YOUR GOAL ::
Filter the entries, keeping every line with the word "components".

☆ ☆ ☆ ☆ ☆ ☆ ☆

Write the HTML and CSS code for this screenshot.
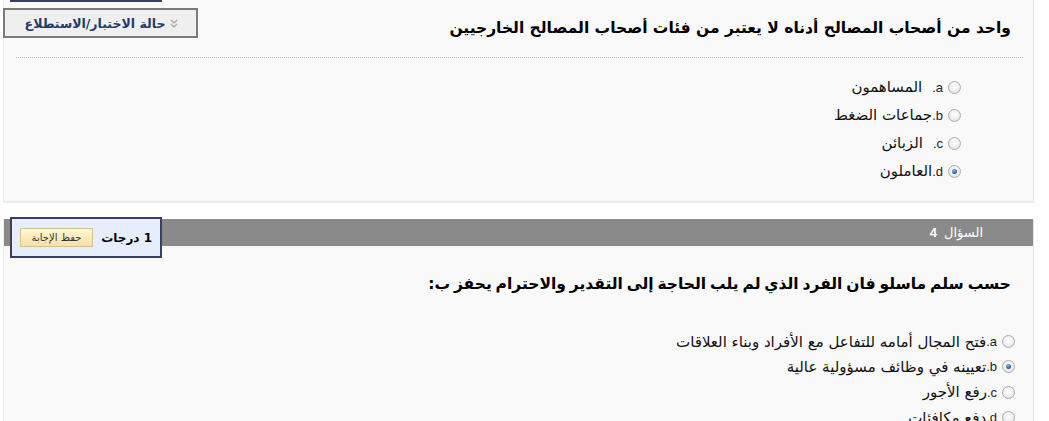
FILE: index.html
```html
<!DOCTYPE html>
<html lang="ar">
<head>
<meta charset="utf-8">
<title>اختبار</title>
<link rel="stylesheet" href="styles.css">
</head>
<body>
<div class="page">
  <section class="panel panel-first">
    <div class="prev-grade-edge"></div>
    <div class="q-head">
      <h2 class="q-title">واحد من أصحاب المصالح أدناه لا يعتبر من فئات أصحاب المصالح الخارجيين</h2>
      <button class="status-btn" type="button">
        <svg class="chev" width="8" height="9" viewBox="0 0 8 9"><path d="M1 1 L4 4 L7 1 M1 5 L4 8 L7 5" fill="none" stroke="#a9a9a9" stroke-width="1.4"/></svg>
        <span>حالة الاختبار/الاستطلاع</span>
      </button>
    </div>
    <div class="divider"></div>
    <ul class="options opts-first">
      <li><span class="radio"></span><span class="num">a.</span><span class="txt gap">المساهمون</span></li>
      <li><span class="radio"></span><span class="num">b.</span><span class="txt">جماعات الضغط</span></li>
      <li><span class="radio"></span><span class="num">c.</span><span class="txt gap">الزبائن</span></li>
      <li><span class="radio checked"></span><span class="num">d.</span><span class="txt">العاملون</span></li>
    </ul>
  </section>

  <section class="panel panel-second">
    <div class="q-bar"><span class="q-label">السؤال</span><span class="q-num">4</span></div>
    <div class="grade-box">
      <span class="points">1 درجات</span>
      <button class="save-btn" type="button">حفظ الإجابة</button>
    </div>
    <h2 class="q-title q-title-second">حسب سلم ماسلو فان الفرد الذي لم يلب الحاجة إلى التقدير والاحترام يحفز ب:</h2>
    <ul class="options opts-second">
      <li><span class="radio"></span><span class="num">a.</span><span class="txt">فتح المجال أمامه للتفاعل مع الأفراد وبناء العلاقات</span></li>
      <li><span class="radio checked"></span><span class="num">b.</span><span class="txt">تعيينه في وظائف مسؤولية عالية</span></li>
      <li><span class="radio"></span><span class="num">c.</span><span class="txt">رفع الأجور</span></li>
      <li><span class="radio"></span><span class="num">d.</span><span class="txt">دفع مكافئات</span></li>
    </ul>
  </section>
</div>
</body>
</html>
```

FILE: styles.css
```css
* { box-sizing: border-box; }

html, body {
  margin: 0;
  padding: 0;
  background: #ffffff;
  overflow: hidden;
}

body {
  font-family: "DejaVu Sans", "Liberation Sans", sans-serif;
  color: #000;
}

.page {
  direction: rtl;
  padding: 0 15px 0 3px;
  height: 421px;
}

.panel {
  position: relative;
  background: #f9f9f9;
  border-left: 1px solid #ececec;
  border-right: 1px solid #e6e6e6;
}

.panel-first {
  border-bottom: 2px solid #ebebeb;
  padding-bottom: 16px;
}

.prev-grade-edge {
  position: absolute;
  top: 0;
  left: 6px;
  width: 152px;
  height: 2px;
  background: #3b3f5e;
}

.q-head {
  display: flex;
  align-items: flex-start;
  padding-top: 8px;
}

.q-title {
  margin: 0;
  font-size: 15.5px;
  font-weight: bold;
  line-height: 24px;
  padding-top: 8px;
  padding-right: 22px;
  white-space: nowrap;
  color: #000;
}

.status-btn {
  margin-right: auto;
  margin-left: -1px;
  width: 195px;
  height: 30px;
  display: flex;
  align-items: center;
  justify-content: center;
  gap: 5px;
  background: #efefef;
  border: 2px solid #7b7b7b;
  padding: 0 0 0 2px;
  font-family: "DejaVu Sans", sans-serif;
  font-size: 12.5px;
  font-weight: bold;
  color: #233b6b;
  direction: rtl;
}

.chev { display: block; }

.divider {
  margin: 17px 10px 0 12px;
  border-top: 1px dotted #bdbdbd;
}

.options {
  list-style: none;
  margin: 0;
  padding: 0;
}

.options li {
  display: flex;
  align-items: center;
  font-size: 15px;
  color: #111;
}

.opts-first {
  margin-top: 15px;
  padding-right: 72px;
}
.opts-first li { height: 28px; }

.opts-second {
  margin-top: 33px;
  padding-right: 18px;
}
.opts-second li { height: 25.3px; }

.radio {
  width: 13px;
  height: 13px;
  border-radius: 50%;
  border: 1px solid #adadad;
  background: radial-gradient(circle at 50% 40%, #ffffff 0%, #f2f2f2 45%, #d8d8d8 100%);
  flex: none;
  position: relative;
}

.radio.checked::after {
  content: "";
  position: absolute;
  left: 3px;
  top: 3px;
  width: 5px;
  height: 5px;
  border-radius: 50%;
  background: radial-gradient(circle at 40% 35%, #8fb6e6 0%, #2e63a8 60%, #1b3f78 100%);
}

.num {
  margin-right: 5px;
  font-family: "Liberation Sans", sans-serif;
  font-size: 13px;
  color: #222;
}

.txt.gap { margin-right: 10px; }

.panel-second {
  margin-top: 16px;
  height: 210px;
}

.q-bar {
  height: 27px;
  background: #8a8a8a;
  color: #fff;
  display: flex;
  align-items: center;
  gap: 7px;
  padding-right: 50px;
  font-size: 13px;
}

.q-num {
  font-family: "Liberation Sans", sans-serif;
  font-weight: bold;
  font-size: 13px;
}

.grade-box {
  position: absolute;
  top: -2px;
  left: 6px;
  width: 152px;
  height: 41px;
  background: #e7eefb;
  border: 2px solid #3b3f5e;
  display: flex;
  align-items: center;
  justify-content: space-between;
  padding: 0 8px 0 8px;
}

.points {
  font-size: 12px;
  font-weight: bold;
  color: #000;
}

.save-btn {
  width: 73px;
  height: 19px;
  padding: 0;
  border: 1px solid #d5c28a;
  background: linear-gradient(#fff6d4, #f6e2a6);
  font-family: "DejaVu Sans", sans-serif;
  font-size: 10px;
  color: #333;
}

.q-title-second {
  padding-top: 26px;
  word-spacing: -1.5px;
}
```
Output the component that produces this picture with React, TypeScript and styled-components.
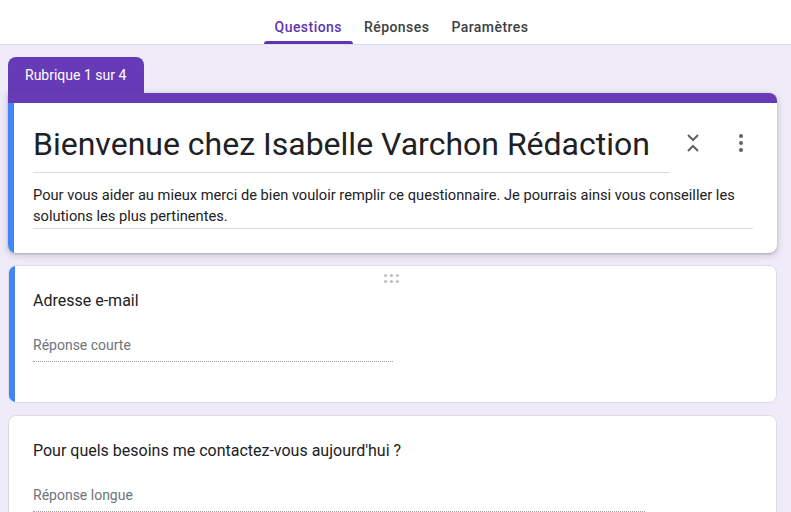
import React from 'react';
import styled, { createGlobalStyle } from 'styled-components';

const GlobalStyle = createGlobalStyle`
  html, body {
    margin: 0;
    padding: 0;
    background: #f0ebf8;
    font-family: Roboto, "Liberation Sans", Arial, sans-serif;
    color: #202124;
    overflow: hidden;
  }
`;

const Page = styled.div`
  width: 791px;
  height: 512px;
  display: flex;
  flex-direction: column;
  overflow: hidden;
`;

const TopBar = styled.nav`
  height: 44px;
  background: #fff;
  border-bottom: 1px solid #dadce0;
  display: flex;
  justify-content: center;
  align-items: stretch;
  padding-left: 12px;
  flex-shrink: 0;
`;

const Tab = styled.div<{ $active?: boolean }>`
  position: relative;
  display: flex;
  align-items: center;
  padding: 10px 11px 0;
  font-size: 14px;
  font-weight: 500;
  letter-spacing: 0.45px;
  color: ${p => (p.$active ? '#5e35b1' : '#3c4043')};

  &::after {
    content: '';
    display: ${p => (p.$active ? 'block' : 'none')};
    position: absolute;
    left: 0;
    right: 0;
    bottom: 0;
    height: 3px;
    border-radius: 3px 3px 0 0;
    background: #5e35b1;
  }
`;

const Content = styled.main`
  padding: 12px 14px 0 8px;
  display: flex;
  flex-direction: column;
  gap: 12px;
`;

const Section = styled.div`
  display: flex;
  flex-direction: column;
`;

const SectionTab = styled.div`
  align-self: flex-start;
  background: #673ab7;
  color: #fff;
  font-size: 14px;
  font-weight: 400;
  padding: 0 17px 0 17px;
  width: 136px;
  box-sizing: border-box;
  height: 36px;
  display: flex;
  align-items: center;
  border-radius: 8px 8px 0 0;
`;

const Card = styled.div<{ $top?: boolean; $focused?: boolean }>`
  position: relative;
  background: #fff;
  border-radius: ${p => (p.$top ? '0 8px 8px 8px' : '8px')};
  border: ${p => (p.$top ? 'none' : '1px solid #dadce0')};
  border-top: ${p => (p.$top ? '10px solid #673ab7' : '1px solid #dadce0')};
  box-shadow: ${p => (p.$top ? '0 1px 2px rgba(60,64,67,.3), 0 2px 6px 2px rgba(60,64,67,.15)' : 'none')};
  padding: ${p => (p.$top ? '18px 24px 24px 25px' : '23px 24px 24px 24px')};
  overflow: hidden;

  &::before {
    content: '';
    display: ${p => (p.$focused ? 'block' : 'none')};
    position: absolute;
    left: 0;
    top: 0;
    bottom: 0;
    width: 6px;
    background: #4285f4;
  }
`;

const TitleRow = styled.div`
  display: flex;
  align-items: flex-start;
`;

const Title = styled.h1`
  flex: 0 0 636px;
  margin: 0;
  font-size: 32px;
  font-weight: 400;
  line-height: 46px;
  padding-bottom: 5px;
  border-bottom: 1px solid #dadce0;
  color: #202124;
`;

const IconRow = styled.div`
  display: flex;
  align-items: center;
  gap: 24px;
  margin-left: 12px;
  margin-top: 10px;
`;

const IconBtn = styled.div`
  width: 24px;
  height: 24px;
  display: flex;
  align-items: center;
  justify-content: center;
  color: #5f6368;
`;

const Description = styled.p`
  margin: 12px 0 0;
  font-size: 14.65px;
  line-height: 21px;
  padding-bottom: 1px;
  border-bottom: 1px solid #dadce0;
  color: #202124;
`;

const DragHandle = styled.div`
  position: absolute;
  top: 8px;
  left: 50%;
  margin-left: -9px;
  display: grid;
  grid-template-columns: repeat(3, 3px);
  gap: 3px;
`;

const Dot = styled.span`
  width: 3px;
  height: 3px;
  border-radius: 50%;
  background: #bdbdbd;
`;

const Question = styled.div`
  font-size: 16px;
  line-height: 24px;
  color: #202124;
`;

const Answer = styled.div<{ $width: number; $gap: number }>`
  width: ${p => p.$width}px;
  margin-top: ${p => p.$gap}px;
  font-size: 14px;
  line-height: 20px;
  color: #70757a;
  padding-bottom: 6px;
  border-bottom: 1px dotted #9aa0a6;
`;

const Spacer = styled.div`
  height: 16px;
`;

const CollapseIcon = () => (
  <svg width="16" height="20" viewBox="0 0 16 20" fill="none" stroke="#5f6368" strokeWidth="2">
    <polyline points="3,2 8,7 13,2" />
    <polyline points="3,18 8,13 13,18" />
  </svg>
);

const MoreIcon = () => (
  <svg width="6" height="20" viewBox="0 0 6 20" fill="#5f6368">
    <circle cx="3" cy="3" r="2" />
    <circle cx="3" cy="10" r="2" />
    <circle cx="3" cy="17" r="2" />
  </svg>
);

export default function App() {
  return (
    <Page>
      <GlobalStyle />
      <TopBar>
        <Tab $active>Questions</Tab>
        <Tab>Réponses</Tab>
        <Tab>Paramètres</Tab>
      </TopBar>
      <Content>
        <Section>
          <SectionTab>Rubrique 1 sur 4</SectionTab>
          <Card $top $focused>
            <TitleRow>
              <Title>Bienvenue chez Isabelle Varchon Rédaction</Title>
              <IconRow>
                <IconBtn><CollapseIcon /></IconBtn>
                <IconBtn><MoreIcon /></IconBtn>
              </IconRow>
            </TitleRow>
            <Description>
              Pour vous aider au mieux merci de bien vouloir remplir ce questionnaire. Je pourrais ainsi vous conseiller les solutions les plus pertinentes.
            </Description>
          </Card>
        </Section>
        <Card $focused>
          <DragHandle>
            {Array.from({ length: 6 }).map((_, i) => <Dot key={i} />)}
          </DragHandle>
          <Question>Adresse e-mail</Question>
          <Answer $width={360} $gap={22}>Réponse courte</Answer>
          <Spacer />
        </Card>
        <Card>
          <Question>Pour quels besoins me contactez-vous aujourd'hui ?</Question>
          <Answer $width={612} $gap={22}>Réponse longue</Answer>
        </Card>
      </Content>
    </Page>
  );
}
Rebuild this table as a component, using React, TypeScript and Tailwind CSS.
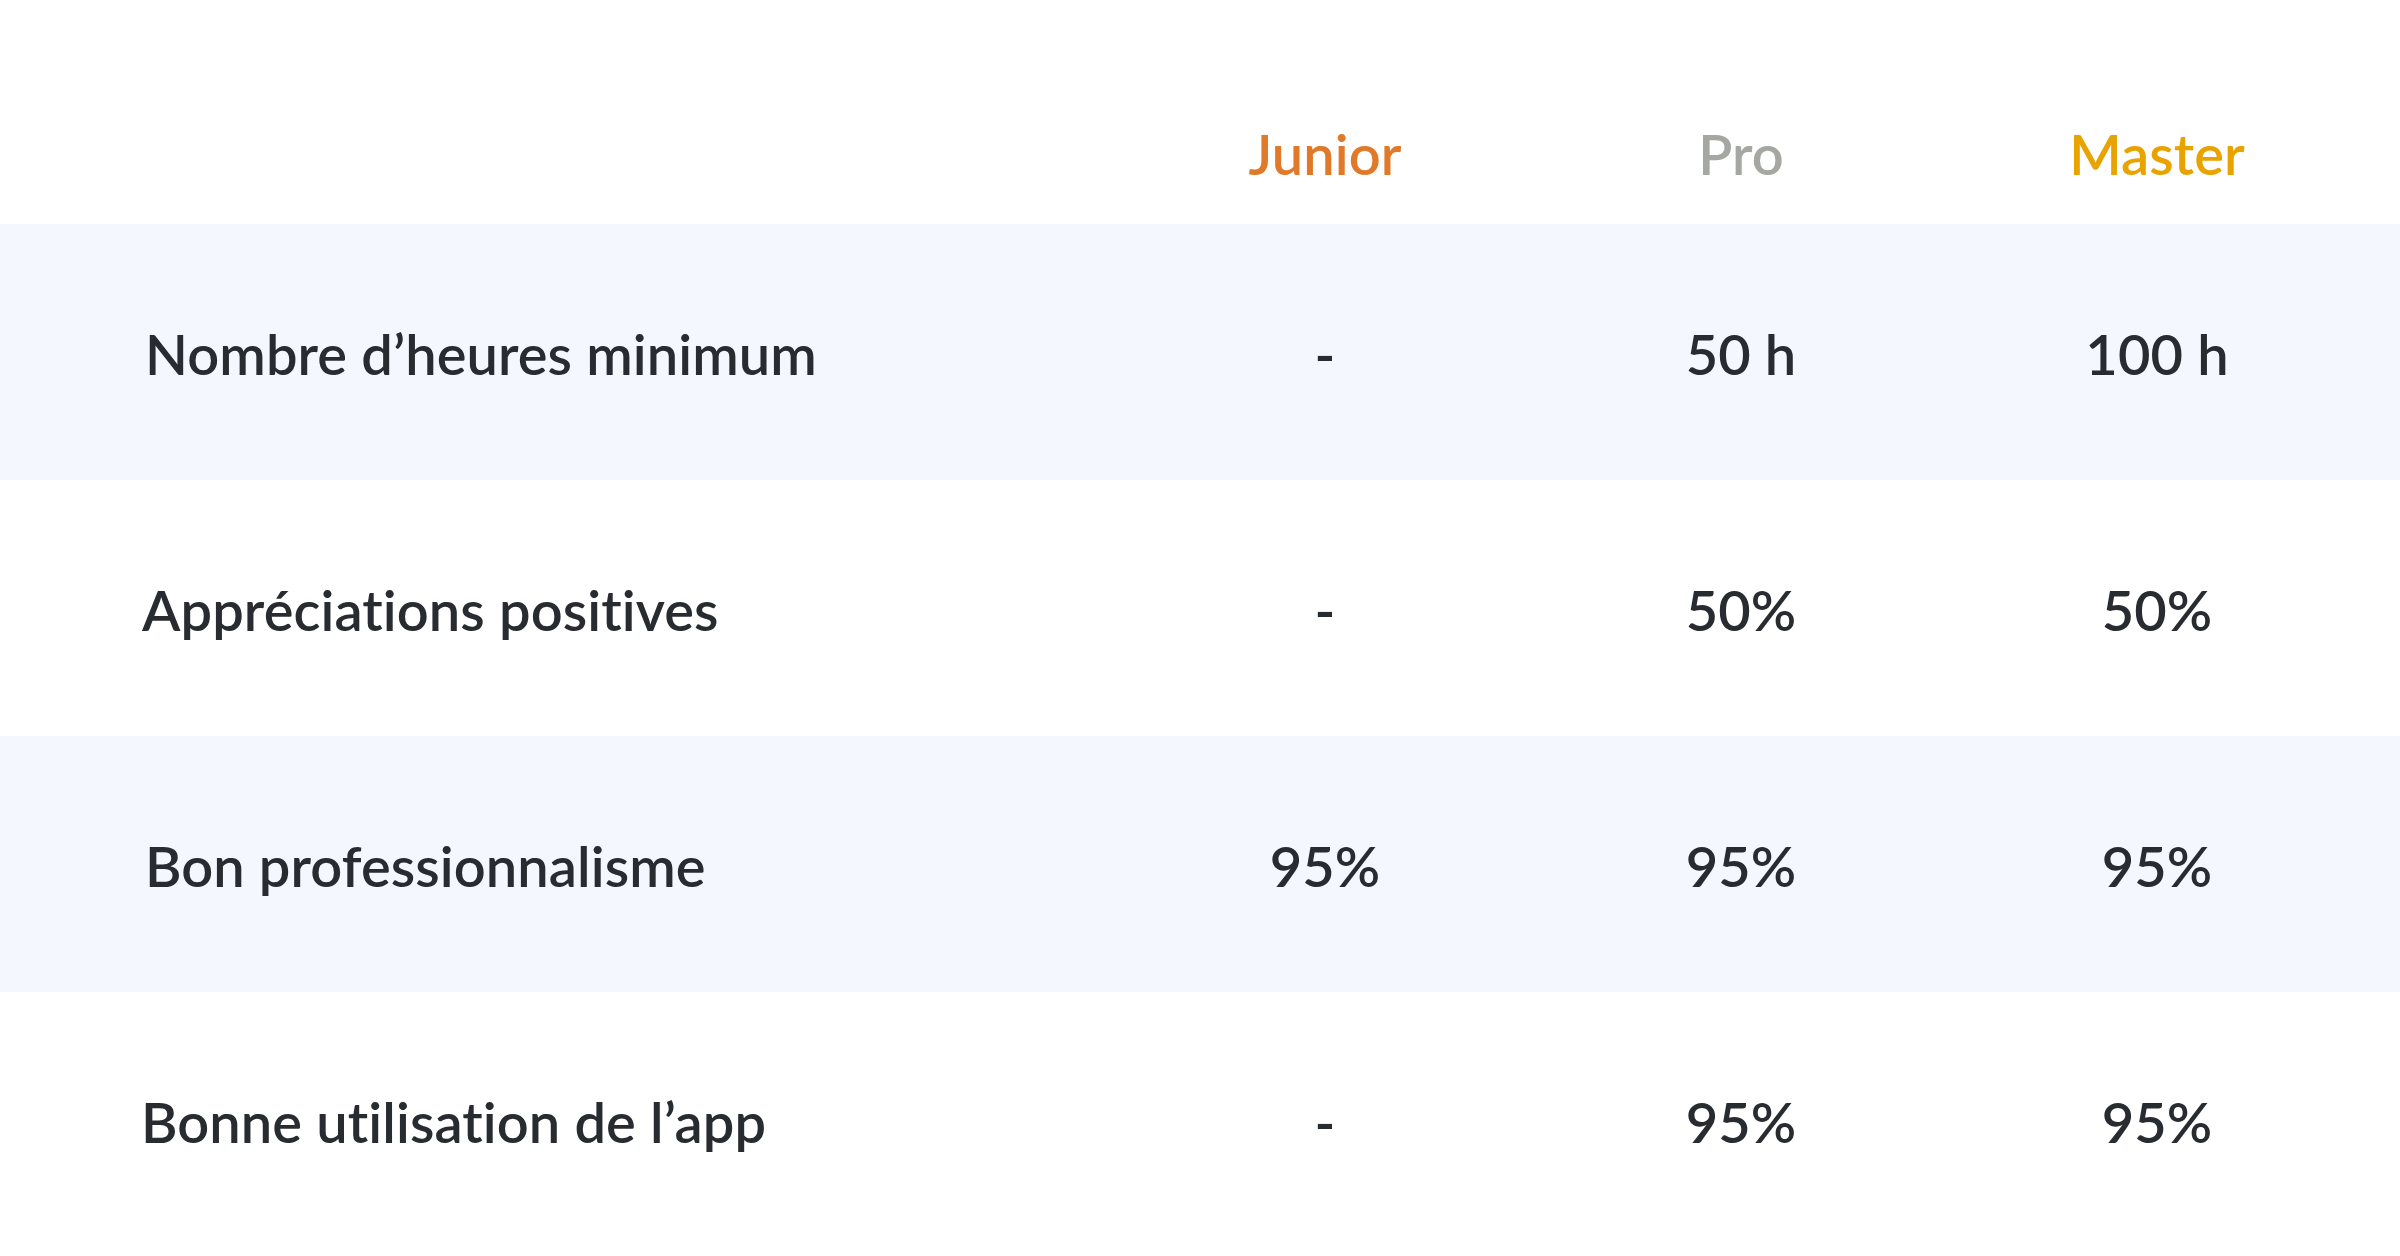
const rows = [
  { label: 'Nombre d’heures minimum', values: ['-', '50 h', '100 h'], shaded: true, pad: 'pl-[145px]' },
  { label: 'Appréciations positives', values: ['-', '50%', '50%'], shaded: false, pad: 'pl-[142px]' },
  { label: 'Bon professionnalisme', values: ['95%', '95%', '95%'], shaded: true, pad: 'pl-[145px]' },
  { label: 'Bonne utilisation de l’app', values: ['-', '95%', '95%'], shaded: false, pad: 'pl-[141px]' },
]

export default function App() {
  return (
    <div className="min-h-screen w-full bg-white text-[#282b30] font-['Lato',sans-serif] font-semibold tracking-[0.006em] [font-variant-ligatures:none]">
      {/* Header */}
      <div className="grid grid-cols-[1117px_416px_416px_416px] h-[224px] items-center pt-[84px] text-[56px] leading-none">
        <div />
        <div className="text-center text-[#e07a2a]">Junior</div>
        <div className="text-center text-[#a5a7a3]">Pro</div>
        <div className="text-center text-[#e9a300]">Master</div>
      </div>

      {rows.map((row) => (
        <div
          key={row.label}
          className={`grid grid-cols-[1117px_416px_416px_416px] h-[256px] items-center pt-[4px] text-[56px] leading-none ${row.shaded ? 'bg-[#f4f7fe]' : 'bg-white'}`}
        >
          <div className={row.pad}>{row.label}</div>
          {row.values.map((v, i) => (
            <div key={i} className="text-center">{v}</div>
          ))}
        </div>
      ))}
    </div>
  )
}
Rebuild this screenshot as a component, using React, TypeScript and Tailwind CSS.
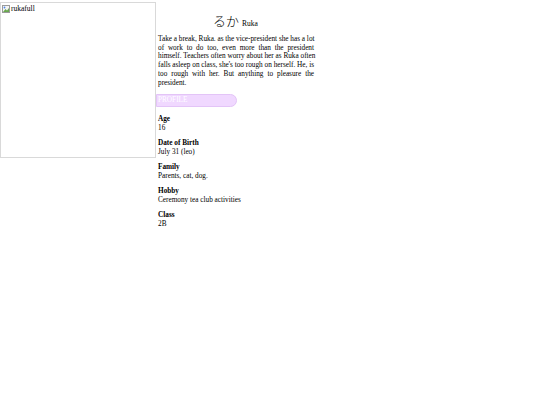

☆ ☆ ☆ ☆ ☆ ☆ ☆

SOLUTION FOR THIS PROBLEM ::
Output the component that produces this picture with React, TypeScript and styled-components.
import styled, { createGlobalStyle } from 'styled-components';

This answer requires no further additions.